## GIVEN INFORMATION

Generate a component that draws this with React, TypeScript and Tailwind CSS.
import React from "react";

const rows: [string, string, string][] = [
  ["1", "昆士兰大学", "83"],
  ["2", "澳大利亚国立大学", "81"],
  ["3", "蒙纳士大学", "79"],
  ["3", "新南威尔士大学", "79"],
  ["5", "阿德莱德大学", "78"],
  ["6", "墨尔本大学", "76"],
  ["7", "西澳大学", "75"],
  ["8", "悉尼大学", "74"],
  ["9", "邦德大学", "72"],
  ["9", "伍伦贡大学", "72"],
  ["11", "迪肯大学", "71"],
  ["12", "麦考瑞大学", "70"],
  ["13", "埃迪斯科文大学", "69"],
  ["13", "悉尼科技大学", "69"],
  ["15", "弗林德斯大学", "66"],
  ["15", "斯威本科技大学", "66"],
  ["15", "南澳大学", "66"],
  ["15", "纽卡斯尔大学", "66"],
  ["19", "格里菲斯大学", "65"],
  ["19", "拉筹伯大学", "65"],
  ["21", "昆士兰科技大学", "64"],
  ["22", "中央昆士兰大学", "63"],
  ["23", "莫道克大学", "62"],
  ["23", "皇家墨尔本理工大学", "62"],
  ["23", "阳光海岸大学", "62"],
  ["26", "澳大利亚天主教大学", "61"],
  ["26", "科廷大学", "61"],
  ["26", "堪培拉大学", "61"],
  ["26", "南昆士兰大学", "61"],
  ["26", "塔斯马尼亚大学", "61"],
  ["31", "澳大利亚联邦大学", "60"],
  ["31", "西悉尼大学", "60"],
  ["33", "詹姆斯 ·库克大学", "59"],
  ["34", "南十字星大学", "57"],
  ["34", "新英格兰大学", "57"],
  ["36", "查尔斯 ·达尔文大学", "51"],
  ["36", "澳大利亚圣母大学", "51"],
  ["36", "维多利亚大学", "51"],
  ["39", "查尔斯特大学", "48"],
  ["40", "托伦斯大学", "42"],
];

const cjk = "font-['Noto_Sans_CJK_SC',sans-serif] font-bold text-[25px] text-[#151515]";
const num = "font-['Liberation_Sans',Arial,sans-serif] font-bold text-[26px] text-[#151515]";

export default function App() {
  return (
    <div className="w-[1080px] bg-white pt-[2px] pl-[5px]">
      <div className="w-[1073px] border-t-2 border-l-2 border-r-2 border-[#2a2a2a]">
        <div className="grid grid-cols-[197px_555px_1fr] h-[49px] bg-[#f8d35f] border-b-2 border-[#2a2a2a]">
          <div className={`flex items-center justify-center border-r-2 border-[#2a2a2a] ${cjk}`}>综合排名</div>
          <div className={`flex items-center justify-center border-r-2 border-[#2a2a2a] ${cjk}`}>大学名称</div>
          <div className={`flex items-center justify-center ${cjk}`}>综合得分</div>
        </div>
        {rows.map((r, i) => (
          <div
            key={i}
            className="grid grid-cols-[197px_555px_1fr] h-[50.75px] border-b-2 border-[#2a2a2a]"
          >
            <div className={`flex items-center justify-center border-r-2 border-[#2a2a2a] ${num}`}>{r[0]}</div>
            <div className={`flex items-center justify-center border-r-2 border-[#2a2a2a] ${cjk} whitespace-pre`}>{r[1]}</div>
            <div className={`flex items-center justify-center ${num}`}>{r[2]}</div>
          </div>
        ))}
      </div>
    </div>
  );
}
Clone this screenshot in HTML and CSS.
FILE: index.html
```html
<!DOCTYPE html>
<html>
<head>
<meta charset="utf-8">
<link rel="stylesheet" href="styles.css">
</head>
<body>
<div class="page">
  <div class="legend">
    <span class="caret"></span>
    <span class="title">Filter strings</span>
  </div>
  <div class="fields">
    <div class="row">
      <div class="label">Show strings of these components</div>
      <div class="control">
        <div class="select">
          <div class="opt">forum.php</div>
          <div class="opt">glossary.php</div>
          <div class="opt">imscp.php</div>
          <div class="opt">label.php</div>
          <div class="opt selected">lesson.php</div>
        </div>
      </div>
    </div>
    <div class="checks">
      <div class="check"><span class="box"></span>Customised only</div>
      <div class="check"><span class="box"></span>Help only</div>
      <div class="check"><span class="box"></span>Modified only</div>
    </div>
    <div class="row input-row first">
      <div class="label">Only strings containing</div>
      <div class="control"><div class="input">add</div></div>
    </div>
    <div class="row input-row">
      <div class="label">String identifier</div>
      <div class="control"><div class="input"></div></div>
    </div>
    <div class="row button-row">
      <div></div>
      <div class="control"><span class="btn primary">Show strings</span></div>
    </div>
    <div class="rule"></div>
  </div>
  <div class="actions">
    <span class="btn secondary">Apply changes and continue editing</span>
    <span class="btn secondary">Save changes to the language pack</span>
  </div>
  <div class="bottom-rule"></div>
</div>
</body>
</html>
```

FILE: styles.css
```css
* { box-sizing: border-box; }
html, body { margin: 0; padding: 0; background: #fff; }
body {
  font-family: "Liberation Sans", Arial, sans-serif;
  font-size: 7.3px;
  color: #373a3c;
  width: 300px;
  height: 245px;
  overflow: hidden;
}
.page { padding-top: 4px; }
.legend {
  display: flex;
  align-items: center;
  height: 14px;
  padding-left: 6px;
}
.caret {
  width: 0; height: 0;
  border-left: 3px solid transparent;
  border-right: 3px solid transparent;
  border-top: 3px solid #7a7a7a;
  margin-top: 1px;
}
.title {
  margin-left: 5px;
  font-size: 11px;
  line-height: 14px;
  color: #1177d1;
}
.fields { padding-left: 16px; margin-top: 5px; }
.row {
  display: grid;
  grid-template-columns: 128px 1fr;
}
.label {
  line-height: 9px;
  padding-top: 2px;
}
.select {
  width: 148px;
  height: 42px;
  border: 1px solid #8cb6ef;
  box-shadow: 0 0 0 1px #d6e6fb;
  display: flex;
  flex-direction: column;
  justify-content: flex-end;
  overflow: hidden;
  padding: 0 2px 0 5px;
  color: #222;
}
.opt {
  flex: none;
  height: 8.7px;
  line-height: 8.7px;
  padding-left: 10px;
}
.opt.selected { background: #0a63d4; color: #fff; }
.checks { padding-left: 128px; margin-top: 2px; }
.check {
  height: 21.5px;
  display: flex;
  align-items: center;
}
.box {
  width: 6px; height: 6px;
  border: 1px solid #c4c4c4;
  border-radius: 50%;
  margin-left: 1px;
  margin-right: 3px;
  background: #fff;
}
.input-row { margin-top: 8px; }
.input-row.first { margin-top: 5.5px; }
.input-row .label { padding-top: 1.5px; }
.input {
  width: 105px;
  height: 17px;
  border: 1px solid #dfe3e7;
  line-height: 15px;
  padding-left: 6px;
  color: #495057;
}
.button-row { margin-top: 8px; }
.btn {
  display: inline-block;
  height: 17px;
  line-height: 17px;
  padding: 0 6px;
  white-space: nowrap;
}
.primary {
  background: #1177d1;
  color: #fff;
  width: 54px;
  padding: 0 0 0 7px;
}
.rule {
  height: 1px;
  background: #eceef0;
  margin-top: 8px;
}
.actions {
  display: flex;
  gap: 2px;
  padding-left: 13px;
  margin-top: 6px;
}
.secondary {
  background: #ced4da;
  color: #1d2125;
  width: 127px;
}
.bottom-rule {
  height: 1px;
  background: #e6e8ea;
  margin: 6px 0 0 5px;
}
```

## WRITTEN TASK
Reproduce every line of the data verbatim.

## TASK RESPONSE
Generate a component that draws this with React, TypeScript and Tailwind CSS.
import React from "react";

const rows: [string, string, string][] = [
  ["1", "昆士兰大学", "83"],
  ["2", "澳大利亚国立大学", "81"],
  ["3", "蒙纳士大学", "79"],
  ["3", "新南威尔士大学", "79"],
  ["5", "阿德莱德大学", "78"],
  ["6", "墨尔本大学", "76"],
  ["7", "西澳大学", "75"],
  ["8", "悉尼大学", "74"],
  ["9", "邦德大学", "72"],
  ["9", "伍伦贡大学", "72"],
  ["11", "迪肯大学", "71"],
  ["12", "麦考瑞大学", "70"],
  ["13", "埃迪斯科文大学", "69"],
  ["13", "悉尼科技大学", "69"],
  ["15", "弗林德斯大学", "66"],
  ["15", "斯威本科技大学", "66"],
  ["15", "南澳大学", "66"],
  ["15", "纽卡斯尔大学", "66"],
  ["19", "格里菲斯大学", "65"],
  ["19", "拉筹伯大学", "65"],
  ["21", "昆士兰科技大学", "64"],
  ["22", "中央昆士兰大学", "63"],
  ["23", "莫道克大学", "62"],
  ["23", "皇家墨尔本理工大学", "62"],
  ["23", "阳光海岸大学", "62"],
  ["26", "澳大利亚天主教大学", "61"],
  ["26", "科廷大学", "61"],
  ["26", "堪培拉大学", "61"],
  ["26", "南昆士兰大学", "61"],
  ["26", "塔斯马尼亚大学", "61"],
  ["31", "澳大利亚联邦大学", "60"],
  ["31", "西悉尼大学", "60"],
  ["33", "詹姆斯 ·库克大学", "59"],
  ["34", "南十字星大学", "57"],
  ["34", "新英格兰大学", "57"],
  ["36", "查尔斯 ·达尔文大学", "51"],
  ["36", "澳大利亚圣母大学", "51"],
  ["36", "维多利亚大学", "51"],
  ["39", "查尔斯特大学", "48"],
  ["40", "托伦斯大学", "42"],
];

const cjk = "font-['Noto_Sans_CJK_SC',sans-serif] font-bold text-[25px] text-[#151515]";
const num = "font-['Liberation_Sans',Arial,sans-serif] font-bold text-[26px] text-[#151515]";

export default function App() {
  return (
    <div className="w-[1080px] bg-white pt-[2px] pl-[5px]">
      <div className="w-[1073px] border-t-2 border-l-2 border-r-2 border-[#2a2a2a]">
        <div className="grid grid-cols-[197px_555px_1fr] h-[49px] bg-[#f8d35f] border-b-2 border-[#2a2a2a]">
          <div className={`flex items-center justify-center border-r-2 border-[#2a2a2a] ${cjk}`}>综合排名</div>
          <div className={`flex items-center justify-center border-r-2 border-[#2a2a2a] ${cjk}`}>大学名称</div>
          <div className={`flex items-center justify-center ${cjk}`}>综合得分</div>
        </div>
        {rows.map((r, i) => (
          <div
            key={i}
            className="grid grid-cols-[197px_555px_1fr] h-[50.75px] border-b-2 border-[#2a2a2a]"
          >
            <div className={`flex items-center justify-center border-r-2 border-[#2a2a2a] ${num}`}>{r[0]}</div>
            <div className={`flex items-center justify-center border-r-2 border-[#2a2a2a] ${cjk} whitespace-pre`}>{r[1]}</div>
            <div className={`flex items-center justify-center ${num}`}>{r[2]}</div>
          </div>
        ))}
      </div>
    </div>
  );
}
Clone this screenshot in HTML and CSS.
FILE: index.html
```html
<!DOCTYPE html>
<html>
<head>
<meta charset="utf-8">
<link rel="stylesheet" href="styles.css">
</head>
<body>
<div class="page">
  <div class="legend">
    <span class="caret"></span>
    <span class="title">Filter strings</span>
  </div>
  <div class="fields">
    <div class="row">
      <div class="label">Show strings of these components</div>
      <div class="control">
        <div class="select">
          <div class="opt">forum.php</div>
          <div class="opt">glossary.php</div>
          <div class="opt">imscp.php</div>
          <div class="opt">label.php</div>
          <div class="opt selected">lesson.php</div>
        </div>
      </div>
    </div>
    <div class="checks">
      <div class="check"><span class="box"></span>Customised only</div>
      <div class="check"><span class="box"></span>Help only</div>
      <div class="check"><span class="box"></span>Modified only</div>
    </div>
    <div class="row input-row first">
      <div class="label">Only strings containing</div>
      <div class="control"><div class="input">add</div></div>
    </div>
    <div class="row input-row">
      <div class="label">String identifier</div>
      <div class="control"><div class="input"></div></div>
    </div>
    <div class="row button-row">
      <div></div>
      <div class="control"><span class="btn primary">Show strings</span></div>
    </div>
    <div class="rule"></div>
  </div>
  <div class="actions">
    <span class="btn secondary">Apply changes and continue editing</span>
    <span class="btn secondary">Save changes to the language pack</span>
  </div>
  <div class="bottom-rule"></div>
</div>
</body>
</html>
```

FILE: styles.css
```css
* { box-sizing: border-box; }
html, body { margin: 0; padding: 0; background: #fff; }
body {
  font-family: "Liberation Sans", Arial, sans-serif;
  font-size: 7.3px;
  color: #373a3c;
  width: 300px;
  height: 245px;
  overflow: hidden;
}
.page { padding-top: 4px; }
.legend {
  display: flex;
  align-items: center;
  height: 14px;
  padding-left: 6px;
}
.caret {
  width: 0; height: 0;
  border-left: 3px solid transparent;
  border-right: 3px solid transparent;
  border-top: 3px solid #7a7a7a;
  margin-top: 1px;
}
.title {
  margin-left: 5px;
  font-size: 11px;
  line-height: 14px;
  color: #1177d1;
}
.fields { padding-left: 16px; margin-top: 5px; }
.row {
  display: grid;
  grid-template-columns: 128px 1fr;
}
.label {
  line-height: 9px;
  padding-top: 2px;
}
.select {
  width: 148px;
  height: 42px;
  border: 1px solid #8cb6ef;
  box-shadow: 0 0 0 1px #d6e6fb;
  display: flex;
  flex-direction: column;
  justify-content: flex-end;
  overflow: hidden;
  padding: 0 2px 0 5px;
  color: #222;
}
.opt {
  flex: none;
  height: 8.7px;
  line-height: 8.7px;
  padding-left: 10px;
}
.opt.selected { background: #0a63d4; color: #fff; }
.checks { padding-left: 128px; margin-top: 2px; }
.check {
  height: 21.5px;
  display: flex;
  align-items: center;
}
.box {
  width: 6px; height: 6px;
  border: 1px solid #c4c4c4;
  border-radius: 50%;
  margin-left: 1px;
  margin-right: 3px;
  background: #fff;
}
.input-row { margin-top: 8px; }
.input-row.first { margin-top: 5.5px; }
.input-row .label { padding-top: 1.5px; }
.input {
  width: 105px;
  height: 17px;
  border: 1px solid #dfe3e7;
  line-height: 15px;
  padding-left: 6px;
  color: #495057;
}
.button-row { margin-top: 8px; }
.btn {
  display: inline-block;
  height: 17px;
  line-height: 17px;
  padding: 0 6px;
  white-space: nowrap;
}
.primary {
  background: #1177d1;
  color: #fff;
  width: 54px;
  padding: 0 0 0 7px;
}
.rule {
  height: 1px;
  background: #eceef0;
  margin-top: 8px;
}
.actions {
  display: flex;
  gap: 2px;
  padding-left: 13px;
  margin-top: 6px;
}
.secondary {
  background: #ced4da;
  color: #1d2125;
  width: 127px;
}
.bottom-rule {
  height: 1px;
  background: #e6e8ea;
  margin: 6px 0 0 5px;
}
```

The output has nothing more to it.